--- Begin ---

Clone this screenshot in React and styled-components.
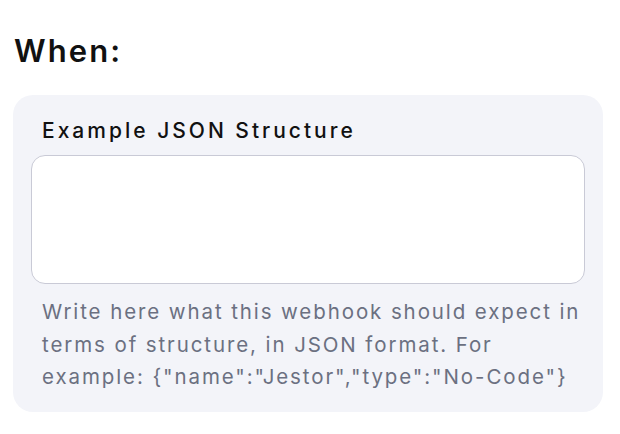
import React from 'react';
import styled, {createGlobalStyle} from "styled-components";

const GlobalStyle = createGlobalStyle`
  body {
    margin: 0;
    background: #ffffff;
    font-family: Inter, "Noto Sans", sans-serif;
  }
`;

const App = () => {
  return (
    <>
      <GlobalStyle/>
      <Page>
        <Title>When:</Title>
        <Card>
          <Label>Example JSON Structure</Label>
          <JsonInput/>
          <Help>
            Write here what this webhook should expect in terms of structure, in JSON format. For
            example: {'{"name":"Jestor","type":"No-Code"}'}
          </Help>
        </Card>
      </Page>
    </>
  );
};

export default App;

const Page = styled.div`
  width: 620px;
  height: 434px;
  padding: 32px 17px 0 13px;
  box-sizing: border-box;
`;

const Title = styled.h1`
  margin: 0 0 25px 1px;
  font-size: 31px;
  line-height: 38px;
  font-weight: 600;
  color: #111111;
  letter-spacing: 2.1px;
`;

const Card = styled.div`
  background: #f3f4f9;
  border-radius: 20px;
  padding: 20px 18px 18px 18px;
  height: 317px;
  box-sizing: border-box;
`;

const Label = styled.div`
  padding-left: 11px;
  font-size: 21px;
  line-height: 32px;
  font-weight: 500;
  color: #111111;
  letter-spacing: 3px;
  margin-bottom: 8px;
`;

const JsonInput = styled.textarea`
  display: block;
  width: 100%;
  height: 129px;
  box-sizing: border-box;
  resize: none;
  background: #ffffff;
  border: 1px solid #c9cad6;
  border-radius: 14px;
  outline: none;
`;

const Help = styled.p`
  margin: 12px 0 0 0;
  padding-left: 11px;
  padding-right: 4px;
  font-size: 20.5px;
  line-height: 32.5px;
  color: #6b7081;
  letter-spacing: 1.9px;
`;
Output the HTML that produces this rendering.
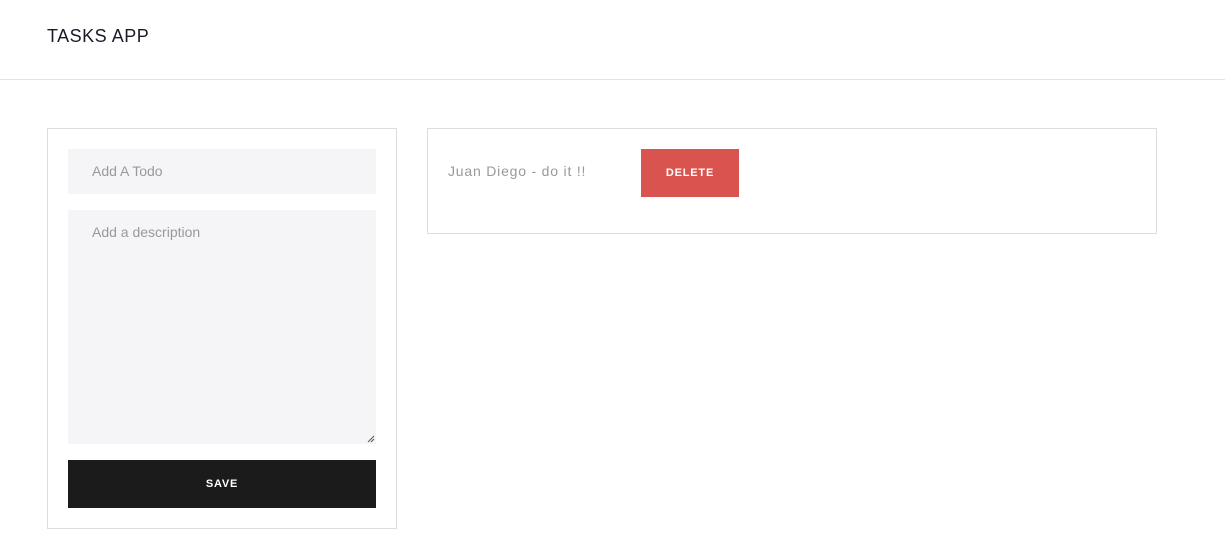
<!DOCTYPE html>
<html><head><style>
*{margin:0;padding:0;box-sizing:border-box}
body{width:1225px;height:542px;background:#fff;font-family:"Liberation Sans",sans-serif;position:relative;overflow:hidden}
.hdr{position:absolute;left:0;top:0;width:1225px;height:80px;border-bottom:1px solid #e3e3e3}
.title{position:absolute;left:47px;top:26px;font-size:18px;color:#1a1a2a;letter-spacing:0.5px}
.box{position:absolute;border:1px solid #dddddd}
.in{position:absolute;background:#f5f5f7;color:#999;font-size:14px;padding-left:24px}
.btn{position:absolute;color:#fff;font-size:11px;font-weight:bold;letter-spacing:0.8px;display:flex;align-items:center;justify-content:center}
</style></head><body>
<div class="hdr"><div class="title">TASKS APP</div></div>
<div class="box" style="left:47px;top:128px;width:350px;height:401px"></div>
<div class="in" style="left:68px;top:149px;width:308px;height:45px;line-height:45px">Add A Todo</div>
<div class="in" style="left:68px;top:210px;width:308px;height:234px;padding-top:14px">Add a description
<svg style="position:absolute;right:1px;bottom:1px" width="8" height="8"><path d="M1 7L7 1M4 7L7 4" stroke="#555" stroke-width="1"/></svg></div>
<div class="btn" style="left:68px;top:460px;width:308px;height:48px;background:#1b1b1b">SAVE</div>
<div class="box" style="left:427px;top:128px;width:730px;height:106px"></div>
<div style="position:absolute;left:448px;top:163px;font-size:14px;color:#999;letter-spacing:0.8px">Juan Diego - do it !!</div>
<div class="btn" style="left:641px;top:149px;width:98px;height:48px;background:#d9534f">DELETE</div>
</body></html>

--- End ---

To do: Repeat each entry above word for word, leaving every picture out.

Solution to the problem:
Clone this screenshot in React and styled-components.
import React from 'react';
import styled, {createGlobalStyle} from "styled-components";

const GlobalStyle = createGlobalStyle`
  body {
    margin: 0;
    background: #ffffff;
    font-family: Inter, "Noto Sans", sans-serif;
  }
`;

const App = () => {
  return (
    <>
      <GlobalStyle/>
      <Page>
        <Title>When:</Title>
        <Card>
          <Label>Example JSON Structure</Label>
          <JsonInput/>
          <Help>
            Write here what this webhook should expect in terms of structure, in JSON format. For
            example: {'{"name":"Jestor","type":"No-Code"}'}
          </Help>
        </Card>
      </Page>
    </>
  );
};

export default App;

const Page = styled.div`
  width: 620px;
  height: 434px;
  padding: 32px 17px 0 13px;
  box-sizing: border-box;
`;

const Title = styled.h1`
  margin: 0 0 25px 1px;
  font-size: 31px;
  line-height: 38px;
  font-weight: 600;
  color: #111111;
  letter-spacing: 2.1px;
`;

const Card = styled.div`
  background: #f3f4f9;
  border-radius: 20px;
  padding: 20px 18px 18px 18px;
  height: 317px;
  box-sizing: border-box;
`;

const Label = styled.div`
  padding-left: 11px;
  font-size: 21px;
  line-height: 32px;
  font-weight: 500;
  color: #111111;
  letter-spacing: 3px;
  margin-bottom: 8px;
`;

const JsonInput = styled.textarea`
  display: block;
  width: 100%;
  height: 129px;
  box-sizing: border-box;
  resize: none;
  background: #ffffff;
  border: 1px solid #c9cad6;
  border-radius: 14px;
  outline: none;
`;

const Help = styled.p`
  margin: 12px 0 0 0;
  padding-left: 11px;
  padding-right: 4px;
  font-size: 20.5px;
  line-height: 32.5px;
  color: #6b7081;
  letter-spacing: 1.9px;
`;
Output the HTML that produces this rendering.
<!DOCTYPE html>
<html><head><style>
*{margin:0;padding:0;box-sizing:border-box}
body{width:1225px;height:542px;background:#fff;font-family:"Liberation Sans",sans-serif;position:relative;overflow:hidden}
.hdr{position:absolute;left:0;top:0;width:1225px;height:80px;border-bottom:1px solid #e3e3e3}
.title{position:absolute;left:47px;top:26px;font-size:18px;color:#1a1a2a;letter-spacing:0.5px}
.box{position:absolute;border:1px solid #dddddd}
.in{position:absolute;background:#f5f5f7;color:#999;font-size:14px;padding-left:24px}
.btn{position:absolute;color:#fff;font-size:11px;font-weight:bold;letter-spacing:0.8px;display:flex;align-items:center;justify-content:center}
</style></head><body>
<div class="hdr"><div class="title">TASKS APP</div></div>
<div class="box" style="left:47px;top:128px;width:350px;height:401px"></div>
<div class="in" style="left:68px;top:149px;width:308px;height:45px;line-height:45px">Add A Todo</div>
<div class="in" style="left:68px;top:210px;width:308px;height:234px;padding-top:14px">Add a description
<svg style="position:absolute;right:1px;bottom:1px" width="8" height="8"><path d="M1 7L7 1M4 7L7 4" stroke="#555" stroke-width="1"/></svg></div>
<div class="btn" style="left:68px;top:460px;width:308px;height:48px;background:#1b1b1b">SAVE</div>
<div class="box" style="left:427px;top:128px;width:730px;height:106px"></div>
<div style="position:absolute;left:448px;top:163px;font-size:14px;color:#999;letter-spacing:0.8px">Juan Diego - do it !!</div>
<div class="btn" style="left:641px;top:149px;width:98px;height:48px;background:#d9534f">DELETE</div>
</body></html>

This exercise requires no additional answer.